The festival hits the next level on Friday night, when Tolliver will celebrate the fiftieth anniversary of Paper Man in Marcus Garvey Park with special guests Bartz, Jack DeJohnette, Buster Williams, and a surprise; vocalist Brianna Thomas gets things going with a Jazzmobile show at 7:00. On Saturday at 3:00, pianist Monty Alexander and the Harlem Kingston Express, vocalist Catherine Russell, pianist Matthew Whitaker and his trio, and trumpeter Keyon Harrold will take the stage in Marcus Garvey Park. And the partying reaches its crescendo on Sunday afternoon at 3:00 in Tompkins Square Park with the Gary Bartz Quartet, the Bad Plus, pianist Amina Claudine Myers, and the newly commissioned work “UNHEARD,” a Bird tribute with Wilkins, Joel Ross, and O’Farrill.
New York City–based multimedia conceptual artist Adam Pendleton makes his manifesto clear in “what a day was this,” an immersive installation continuing at Lever House through August 28. The thirty-four-year-old Pendleton has combined black-and-white text and visuals and mirrors from his series “OK DADA OK BLACK DADA OK” and “System of Display” along with silkscreen works on Mylar. Words such as naive, function, and if can barely be read through redacted-like black blotches on several canvases. Large-scale spiral notebooks contain quotes from W. E. B. Du Bois’s The Souls of Black Folk, which declares, “The Nation has not yet found peace from its sins; the freedman has not yet found in freedom his promised land,” and Hugo Ball’s Dada Manifesto, which explains, “The word, gentlemen, is a public concern of the first importance.” A wall of masklike portraits of black faces, newspaper clippings (about the 1930 Congo Crisis and other events), and abstract geometric shapes looks out onto Park Ave. An unfinished question asks, “What is the bla?”

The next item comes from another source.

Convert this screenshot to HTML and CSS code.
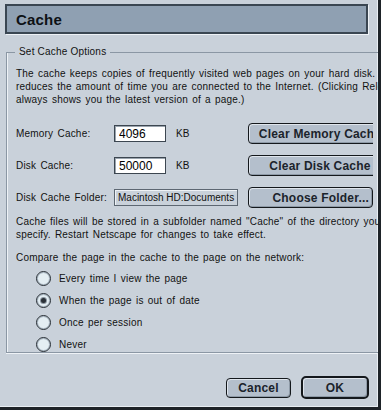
FILE: index.html
```html
<!DOCTYPE html>
<html lang="en">
<head>
  <meta charset="UTF-8">
  <title>Cache</title>
  <link rel="stylesheet" href="styles.css">
</head>
<body>
<div class="window">
  <div class="title-bar">
    <h1>Cache</h1>
  </div>

  <fieldset class="group">
    <legend>Set Cache Options</legend>

    <p class="note">The cache keeps copies of frequently visited web pages on your hard disk. The<br>
      reduces the amount of time you are connected to the Internet. (Clicking Reload<br>
      always shows you the latest version of a page.)</p>

    <div class="row first">
      <label class="field-label">Memory Cache:</label>
      <input class="num" type="text" value="4096">
      <span class="unit">KB</span>
      <div class="btn-clip"><button class="btn wide">Clear Memory Cache</button></div>
    </div>

    <div class="row">
      <label class="field-label">Disk Cache:</label>
      <input class="num" type="text" value="50000">
      <span class="unit">KB</span>
      <div class="btn-clip"><button class="btn wide">Clear Disk Cache</button></div>
    </div>

    <div class="row">
      <label class="field-label">Disk Cache Folder:</label>
      <div class="path">Macintosh HD:Documents</div>
      <div class="btn-clip"><button class="btn folder">Choose Folder...</button></div>
    </div>

    <p class="note second">Cache files will be stored in a subfolder named "Cache" of the directory you<br>
      specify. Restart Netscape for changes to take effect.</p>

    <p class="compare">Compare the page in the cache to the page on the network:</p>

    <ul class="radios">
      <li><span class="radio"></span>Every time I view the page</li>
      <li><span class="radio on"></span>When the page is out of date</li>
      <li><span class="radio"></span>Once per session</li>
      <li><span class="radio"></span>Never</li>
    </ul>
  </fieldset>

  <div class="actions">
    <button class="btn cancel">Cancel</button>
    <button class="btn ok">OK</button>
  </div>
</div>
</body>
</html>
```

FILE: styles.css
```css
:root {
  --bg: #c9d1da;
  --title-fill: #8fa0b2;
  --etch: #8b97a4;
  --btn-fill: #b4bfcc;
  --text: #111;
}

* {
  margin: 0;
  padding: 0;
  box-sizing: border-box;
}

body {
  background: var(--bg);
  font-family: 'Liberation Sans', Arial, sans-serif;
  font-size: 10px;
  color: var(--text);
}

.window {
  width: 381px;
  height: 410px;
  background: var(--bg);
  border-right: 3px solid #1e2328;
  border-bottom: 3px solid #1e2328;
  box-shadow: inset -1px -1px 0 #e9eef3;
  overflow: hidden;
}

.title-bar {
  margin: 4px 0 0 5px;
  width: 363px;
  height: 30px;
  background: var(--title-fill);
  border: 2px solid #3a4652;
  box-shadow: 1px 1px 0 #eef2f6;
  display: flex;
  align-items: center;
  padding-left: 9px;
}

h1 {
  font-size: 15px;
  font-weight: bold;
  color: #0d1115;
  letter-spacing: 0.2px;
}

.group {
  margin: 12px 0 0 6px;
  width: 368px;
  height: 307px;
  border: 1px solid var(--etch);
  border-right: none;
  box-shadow: inset 1px 0 0 #eef2f6, 0 1px 0 #eef2f6;
  padding: 0 0 0 9px;
  white-space: nowrap;
}

.group legend {
  padding: 0 4px;
  margin-left: -1px;
  font-size: 10px;
  line-height: 12px;
  letter-spacing: 0.2px;
}

.note,
.compare,
.field-label,
.radios li {
  letter-spacing: 0.2px;
  word-spacing: 1.2px;
}

.note {
  margin-top: 9px;
  line-height: 13px;
}

.note.second {
  margin-top: 7px;
}

.row {
  display: flex;
  align-items: center;
  height: 21px;
  margin-top: 11px;
}

.row.first {
  margin-top: 17px;
}

.field-label {
  width: 98px;
}

.num {
  width: 52px;
  height: 17px;
  border: 1px solid #3c4650;
  box-shadow: inset 1px 1px 0 #9aa4ae;
  background: #fff;
  font-family: 'Liberation Sans', Arial, sans-serif;
  font-size: 12px;
  padding: 1px 0 0 4px;
  color: #000;
}

.unit {
  width: 82px;
  padding-left: 10px;
}

.path {
  width: 124px;
  height: 17px;
  border: 1px solid #5d6772;
  box-shadow: inset 1px 1px 0 #eef2f6;
  padding: 2px 0 0 3px;
  overflow: hidden;
  margin-right: 10px;
  font-size: 10px;
}

.btn-clip {
  width: 125px;
  overflow: hidden;
  display: flex;
}

.btn {
  height: 21px;
  background: var(--btn-fill);
  border: 1px solid #14181c;
  border-radius: 4px;
  box-shadow: inset 1px 1px 0 #dfe5ec, inset -1px -1px 0 #8e9aa7;
  font-family: 'Liberation Sans', Arial, sans-serif;
  font-size: 12px;
  font-weight: bold;
  color: #1b232b;
  letter-spacing: 0.2px;
  width: 125px;
  flex-shrink: 0;
}

.btn.wide {
  width: 144px;
}

.btn.folder {
  text-align: right;
  padding-right: 3px;
}

.compare {
  margin-top: 10px;
  line-height: 13px;
}

.radios {
  list-style: none;
  margin-top: 3px;
  padding-left: 20px;
}

.radios li {
  display: flex;
  align-items: center;
  height: 22px;
  gap: 8px;
}

.radio {
  width: 15px;
  height: 15px;
  border-radius: 50%;
  border: 1px solid #232a31;
  background: #e4eef3;
  box-shadow: inset 0 0 0 1px #a9b6c2;
  display: flex;
  align-items: center;
  justify-content: center;
}

.radio.on::after {
  content: "";
  width: 5px;
  height: 5px;
  border-radius: 50%;
  background: #2a3037;
  box-shadow: 0 0 0 1px #8a95a0;
}

.actions {
  display: flex;
  justify-content: flex-end;
  align-items: center;
  gap: 10px;
  margin-top: 23px;
  padding-right: 9px;
}

.btn.cancel {
  width: 65px;
  height: 20px;
}

.btn.ok {
  width: 68px;
  height: 23px;
  border: 2px solid #14181c;
  border-radius: 5px;
}
```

Pendleton, whose “Black Dada Flag (Black Lives Matter)” recently flew over Scylla Point, previously known as Negro Point, as part of the Frieze art fair on Randall’s Island, started writing poetry as a young boy in Richmond, Virginia. His mother was an elementary school teacher and his father a contractor and a musician. Pendleton, who lives in Brooklyn and Germantown with his husband, Yumami Food Company cofounder Karsten Ch’ien, and works in two studios in Sunset Park, has had such previous one-man and group shows as “shot him in the face; “I am you, you are too”; “Becoming Imperceptible”; and “How to Live Together” around the world. The site-specific “what a day was this” also includes excerpts from Du Bois’s “Of Our Spiritual Strivings” and Pendleton’s Black Dada Reader as well as an interview with choreographer Trajal Harrell. While the mirrors implicate the viewer, Lever House’s glass walls dare people outside to confront the systemic racism staring right at them. “Black Dada is a way to talk about the future while talking about the past. It is our present moment,” Pendleton says.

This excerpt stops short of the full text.